Commitment[1] schemes are cryptographic primitives that ensure data privacy and integrity. They are widely used in scenarios such as zero-knowledge proofs and secure multiparty computation. A basic commitment scheme is divided into two stages: the commit phase and the reveal (or open) phase.

  1. Commit Phase: In this phase, the committer uses a cryptographic algorithm to bind a message to a commitment value and sends this commitment value to the recipient. At this stage, the commitment possesses two properties: hiding and binding. Hiding ensures that the content of the committed message is unknown to everyone except the committer. Binding ensures that once a commitment has been made, it cannot be altered by anybody, including the committer.
  2. Reveal (Open) Phase: During this phase, the committer can prove to the recipient that the commitment value they received is a valid commitment to the original message. The commitment has the property of correctness, meaning that if both the committer and the recipient follow the protocol correctly, the recipient will be convinced that the commitment value they received during the commit phase is a valid commitment to the original message.

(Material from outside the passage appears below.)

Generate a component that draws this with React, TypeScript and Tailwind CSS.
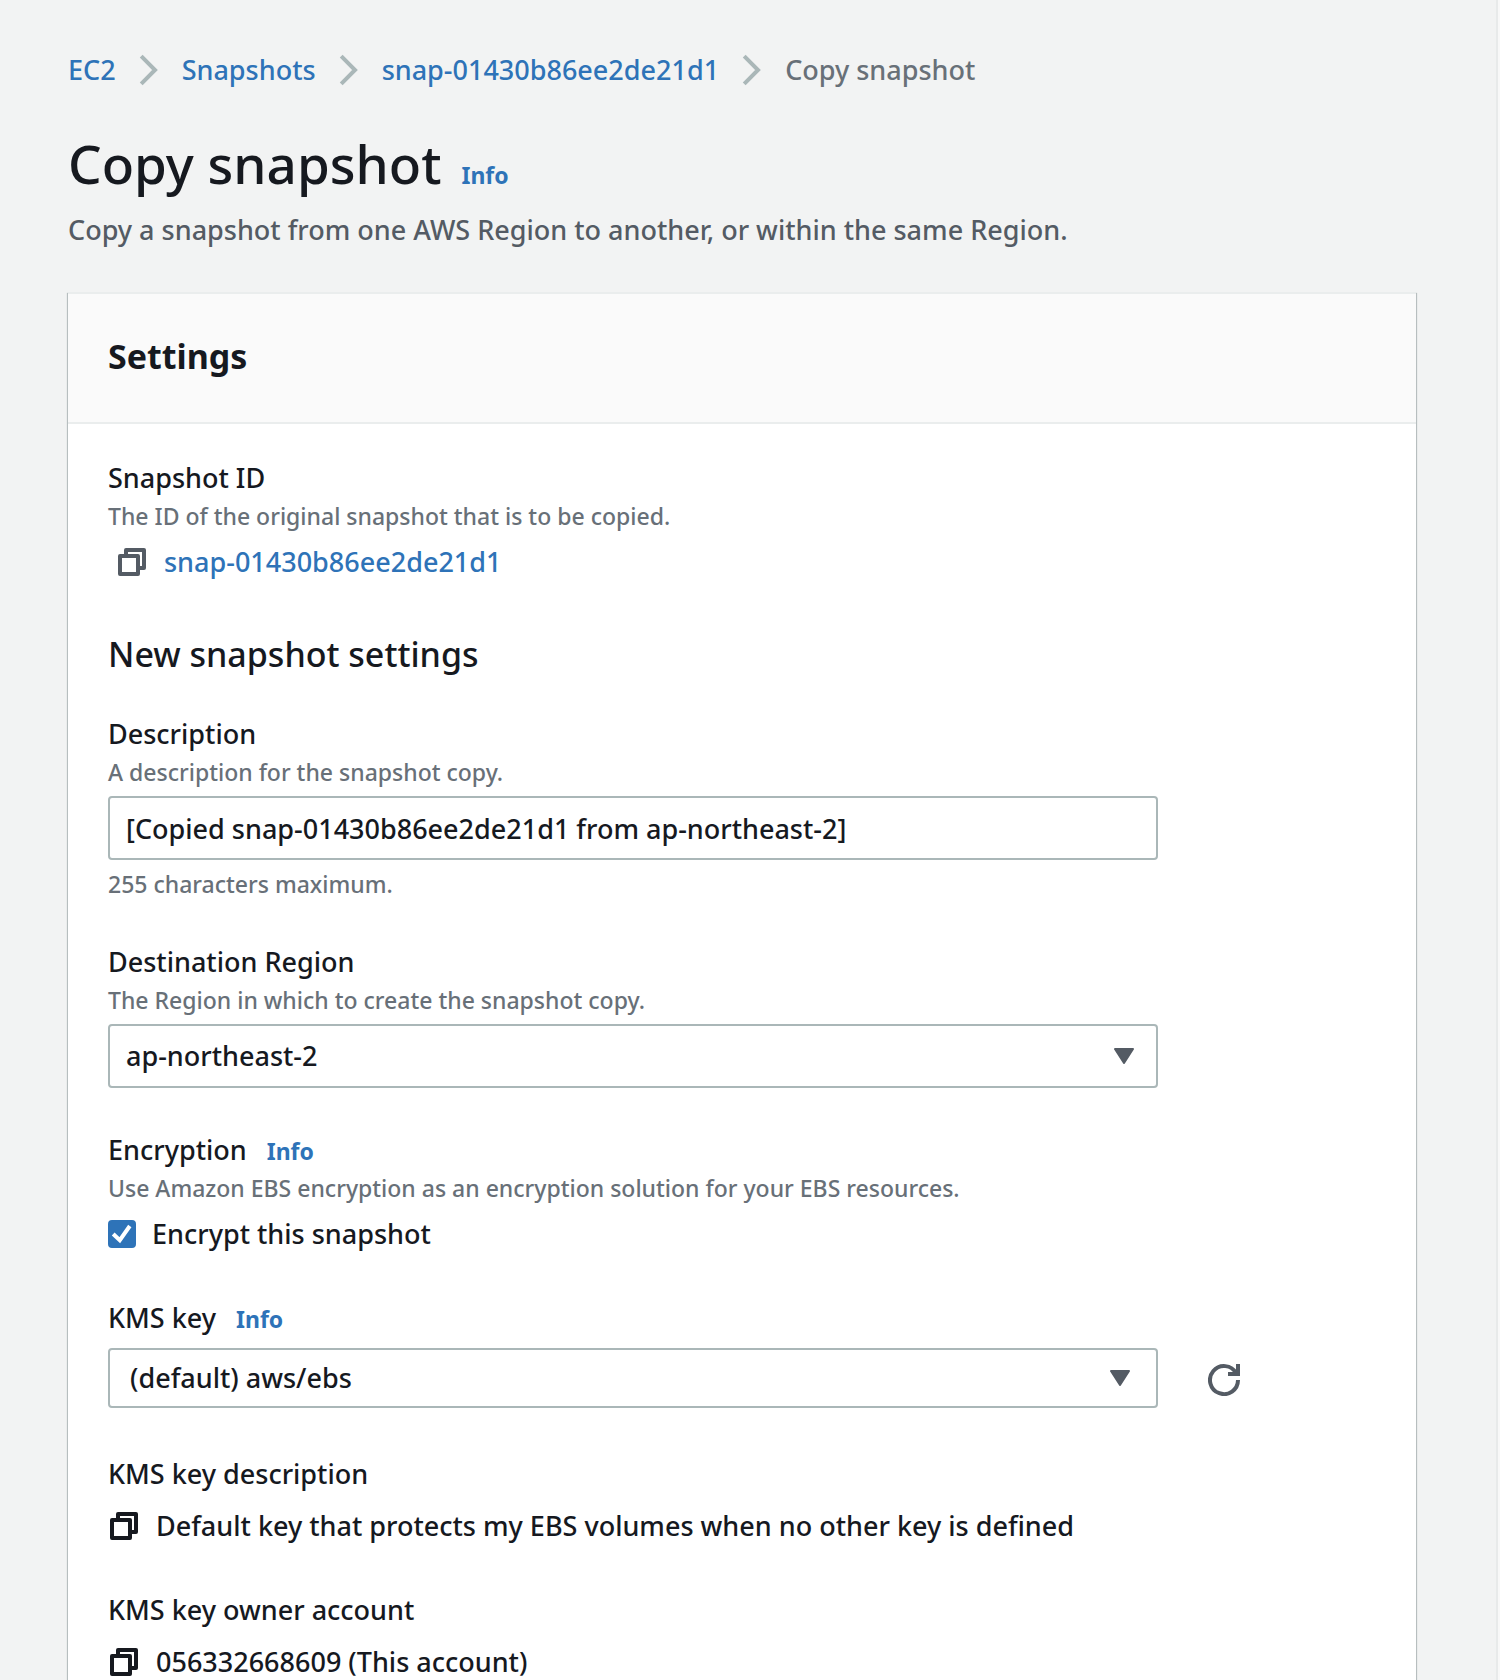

Vector Commitment is a special type of commitment scheme proposed by Catalano et al. [2] that allows a committer to make a commitment to an ordered set of messages 𝑚 = ⟨𝑚1 , 𝑚2 , …, 𝑚𝑞 ⟩ and to reveal (open) at any specified position to prove that message 𝑚𝑖 is the ith committed message. In vector commitments, binding means that no one can open the same position to reveal different messages.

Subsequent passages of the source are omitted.